Stuttgart, envoyé spécial
«Marioupol a tout simplement été rayée de la surface de la terre », constate Alexander, 46 ans. L’homme, massif, est assis dans le jardin d’une jolie maison aux tuiles rouges, dans la campagne de Stuttgart, prêtée par les autorités allemandes. C’est là que ce membre de la communauté grecque de la ville portuaire ukrainienne a trouvé refuge avec sa mère, Sinklitikiya, 72 ans, et deux familles, originaires d’Odessa et de Kharkiv (lire l’épisode 10, « Kharkiv meurtrie, Kharkiv debout »). Durant cinquante-quatre jours, mère et fils se sont terrés dans une cave, sous les fracas incessants des bombes russes. Avec eux, quarante personnes, dont dix enfants. « Pendant cette période, trois de mes voisins sont morts sous mes yeux. L’une d’entre eux était enceinte de cinq mois et elle avait déjà deux enfants. Un obus a arraché ses deux jambes jusqu’au-dessus des genoux. Elle a fini par mourir en se vidant de son sang. » Alexander remonte alors son pantalon, dévoilant un tibia criblé d’impacts de shrapnels, des obus remplis de balles. « L’aviation, l’artillerie et toutes sortes de missiles s’abattaient sur nous. Notre habitation était sur la ligne de front, à 300 mètres de l’usine d’Azovstal [où étaient retranchés des soldats ukrainiens, appartenant notamment au bataillon Azov, ndlr]. En une heure, on pouvait compter jusqu’à 200 impacts de divers calibres. » Pour manger, Alexander et ses voisins ne disposaient que de quelques minutes pour sortir de la cave, allumer un feu et faire bouillir de l’eau.

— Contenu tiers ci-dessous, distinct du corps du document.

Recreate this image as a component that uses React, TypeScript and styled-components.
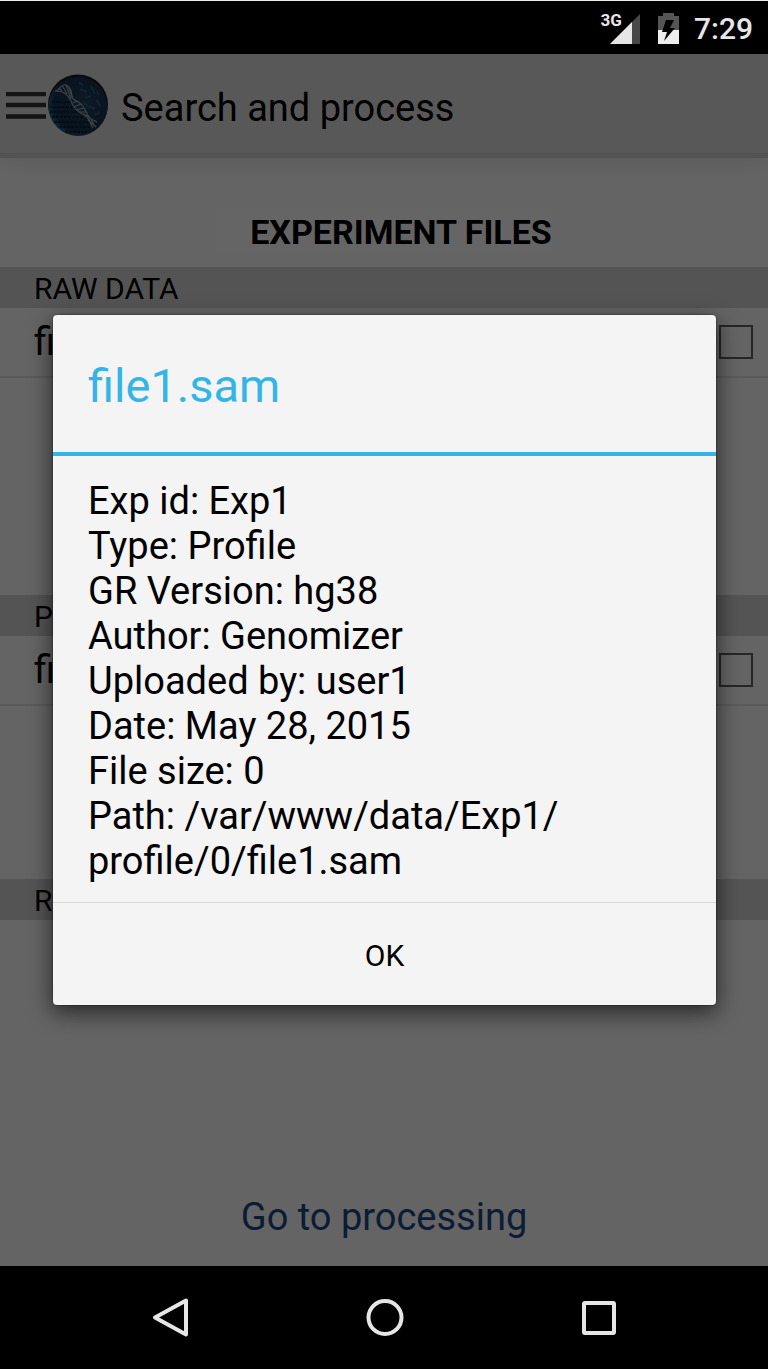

Le siège de Marioupol, dans le sud-est de l’Ukraine, au bord de la mer d’Azov, aura duré près de trois mois, s’achevant par la prise de la ville, le 20 mai, par les forces russes et les séparatistes de la République populaire de Donetsk. Selon le maire, Vadim Boïtchenko, « Marioupol a été détruite à 90 % ». Piégés, les habitants ont dû apprendre à survivre au rythme des bombes et de l’hécatombe. La population manquait de tout. Les blessés avaient peu de chances de s’en sortir en l’absence d’assistance médicale. Sortir des abris pour se ravitailler en eau potable et en nourriture ? Une prise de risque, voire une condamnation à mort. C’est ce que raconte Olga, 39 ans, installée elle aussi avec sa famille non loin de Stuttgart, à 2 500 km de chez elle, dans un centre scolaire de la ville de Waiblingen. Pendant le siège, elle vivait dans un appartement de l’est de Marioupol.